Written instruction: Repeat all of the records verbatim.

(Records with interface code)
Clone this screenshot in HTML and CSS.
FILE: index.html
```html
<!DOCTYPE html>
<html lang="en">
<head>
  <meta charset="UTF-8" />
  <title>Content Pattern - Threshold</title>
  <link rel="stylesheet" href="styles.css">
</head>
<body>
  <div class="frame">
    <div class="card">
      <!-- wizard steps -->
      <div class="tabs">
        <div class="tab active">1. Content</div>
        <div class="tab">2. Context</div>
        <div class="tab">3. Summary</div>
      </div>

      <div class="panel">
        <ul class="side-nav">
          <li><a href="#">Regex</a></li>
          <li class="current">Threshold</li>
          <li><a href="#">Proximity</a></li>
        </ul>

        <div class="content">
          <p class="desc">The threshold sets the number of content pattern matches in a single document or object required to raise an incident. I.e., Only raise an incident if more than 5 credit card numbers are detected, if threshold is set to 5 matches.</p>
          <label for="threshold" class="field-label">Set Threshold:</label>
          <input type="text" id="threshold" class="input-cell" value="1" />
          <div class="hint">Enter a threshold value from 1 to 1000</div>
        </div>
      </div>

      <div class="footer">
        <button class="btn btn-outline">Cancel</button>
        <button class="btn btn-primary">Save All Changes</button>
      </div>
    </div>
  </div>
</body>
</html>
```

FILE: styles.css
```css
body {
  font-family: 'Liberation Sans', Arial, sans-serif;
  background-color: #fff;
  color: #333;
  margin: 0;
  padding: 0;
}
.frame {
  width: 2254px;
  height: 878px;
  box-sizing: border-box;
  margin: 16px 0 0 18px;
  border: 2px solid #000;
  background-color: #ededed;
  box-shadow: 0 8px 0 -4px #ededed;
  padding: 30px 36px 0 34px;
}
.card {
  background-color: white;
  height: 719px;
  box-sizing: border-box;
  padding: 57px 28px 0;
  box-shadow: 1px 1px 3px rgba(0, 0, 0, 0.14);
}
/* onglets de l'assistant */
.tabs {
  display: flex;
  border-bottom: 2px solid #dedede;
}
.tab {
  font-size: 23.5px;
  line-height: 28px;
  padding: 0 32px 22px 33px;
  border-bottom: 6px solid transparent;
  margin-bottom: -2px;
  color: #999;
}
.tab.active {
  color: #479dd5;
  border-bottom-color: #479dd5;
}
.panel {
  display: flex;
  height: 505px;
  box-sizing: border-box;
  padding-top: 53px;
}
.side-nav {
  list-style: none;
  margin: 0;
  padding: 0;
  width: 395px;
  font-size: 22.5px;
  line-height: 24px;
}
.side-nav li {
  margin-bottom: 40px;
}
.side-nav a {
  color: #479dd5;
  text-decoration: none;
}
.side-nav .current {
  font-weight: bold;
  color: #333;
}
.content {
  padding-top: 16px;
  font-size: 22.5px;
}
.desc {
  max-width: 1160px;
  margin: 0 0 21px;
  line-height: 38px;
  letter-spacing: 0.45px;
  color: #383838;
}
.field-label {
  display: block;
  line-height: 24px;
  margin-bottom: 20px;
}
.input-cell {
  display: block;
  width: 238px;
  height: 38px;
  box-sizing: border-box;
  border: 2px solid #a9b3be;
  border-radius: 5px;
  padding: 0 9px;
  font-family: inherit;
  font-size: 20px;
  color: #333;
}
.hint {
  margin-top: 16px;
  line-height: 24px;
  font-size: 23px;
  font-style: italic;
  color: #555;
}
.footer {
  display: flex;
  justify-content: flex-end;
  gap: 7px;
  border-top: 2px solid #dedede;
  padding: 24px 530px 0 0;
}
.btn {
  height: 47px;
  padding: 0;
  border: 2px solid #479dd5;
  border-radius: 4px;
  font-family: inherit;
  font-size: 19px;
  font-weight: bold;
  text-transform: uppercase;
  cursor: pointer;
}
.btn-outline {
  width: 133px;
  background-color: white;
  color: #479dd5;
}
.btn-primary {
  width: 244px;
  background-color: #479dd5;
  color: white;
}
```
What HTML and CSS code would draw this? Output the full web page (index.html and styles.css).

Response to this exercise:
Clone this screenshot in HTML and CSS.
FILE: index.html
```html
<!DOCTYPE html>
<html lang="en">
<head>
  <meta charset="UTF-8" />
  <title>Content Pattern - Threshold</title>
  <link rel="stylesheet" href="styles.css">
</head>
<body>
  <div class="frame">
    <div class="card">
      <!-- wizard steps -->
      <div class="tabs">
        <div class="tab active">1. Content</div>
        <div class="tab">2. Context</div>
        <div class="tab">3. Summary</div>
      </div>

      <div class="panel">
        <ul class="side-nav">
          <li><a href="#">Regex</a></li>
          <li class="current">Threshold</li>
          <li><a href="#">Proximity</a></li>
        </ul>

        <div class="content">
          <p class="desc">The threshold sets the number of content pattern matches in a single document or object required to raise an incident. I.e., Only raise an incident if more than 5 credit card numbers are detected, if threshold is set to 5 matches.</p>
          <label for="threshold" class="field-label">Set Threshold:</label>
          <input type="text" id="threshold" class="input-cell" value="1" />
          <div class="hint">Enter a threshold value from 1 to 1000</div>
        </div>
      </div>

      <div class="footer">
        <button class="btn btn-outline">Cancel</button>
        <button class="btn btn-primary">Save All Changes</button>
      </div>
    </div>
  </div>
</body>
</html>
```

FILE: styles.css
```css
body {
  font-family: 'Liberation Sans', Arial, sans-serif;
  background-color: #fff;
  color: #333;
  margin: 0;
  padding: 0;
}
.frame {
  width: 2254px;
  height: 878px;
  box-sizing: border-box;
  margin: 16px 0 0 18px;
  border: 2px solid #000;
  background-color: #ededed;
  box-shadow: 0 8px 0 -4px #ededed;
  padding: 30px 36px 0 34px;
}
.card {
  background-color: white;
  height: 719px;
  box-sizing: border-box;
  padding: 57px 28px 0;
  box-shadow: 1px 1px 3px rgba(0, 0, 0, 0.14);
}
/* onglets de l'assistant */
.tabs {
  display: flex;
  border-bottom: 2px solid #dedede;
}
.tab {
  font-size: 23.5px;
  line-height: 28px;
  padding: 0 32px 22px 33px;
  border-bottom: 6px solid transparent;
  margin-bottom: -2px;
  color: #999;
}
.tab.active {
  color: #479dd5;
  border-bottom-color: #479dd5;
}
.panel {
  display: flex;
  height: 505px;
  box-sizing: border-box;
  padding-top: 53px;
}
.side-nav {
  list-style: none;
  margin: 0;
  padding: 0;
  width: 395px;
  font-size: 22.5px;
  line-height: 24px;
}
.side-nav li {
  margin-bottom: 40px;
}
.side-nav a {
  color: #479dd5;
  text-decoration: none;
}
.side-nav .current {
  font-weight: bold;
  color: #333;
}
.content {
  padding-top: 16px;
  font-size: 22.5px;
}
.desc {
  max-width: 1160px;
  margin: 0 0 21px;
  line-height: 38px;
  letter-spacing: 0.45px;
  color: #383838;
}
.field-label {
  display: block;
  line-height: 24px;
  margin-bottom: 20px;
}
.input-cell {
  display: block;
  width: 238px;
  height: 38px;
  box-sizing: border-box;
  border: 2px solid #a9b3be;
  border-radius: 5px;
  padding: 0 9px;
  font-family: inherit;
  font-size: 20px;
  color: #333;
}
.hint {
  margin-top: 16px;
  line-height: 24px;
  font-size: 23px;
  font-style: italic;
  color: #555;
}
.footer {
  display: flex;
  justify-content: flex-end;
  gap: 7px;
  border-top: 2px solid #dedede;
  padding: 24px 530px 0 0;
}
.btn {
  height: 47px;
  padding: 0;
  border: 2px solid #479dd5;
  border-radius: 4px;
  font-family: inherit;
  font-size: 19px;
  font-weight: bold;
  text-transform: uppercase;
  cursor: pointer;
}
.btn-outline {
  width: 133px;
  background-color: white;
  color: #479dd5;
}
.btn-primary {
  width: 244px;
  background-color: #479dd5;
  color: white;
}
```
What HTML and CSS code would draw this? Output the full web page (index.html and styles.css).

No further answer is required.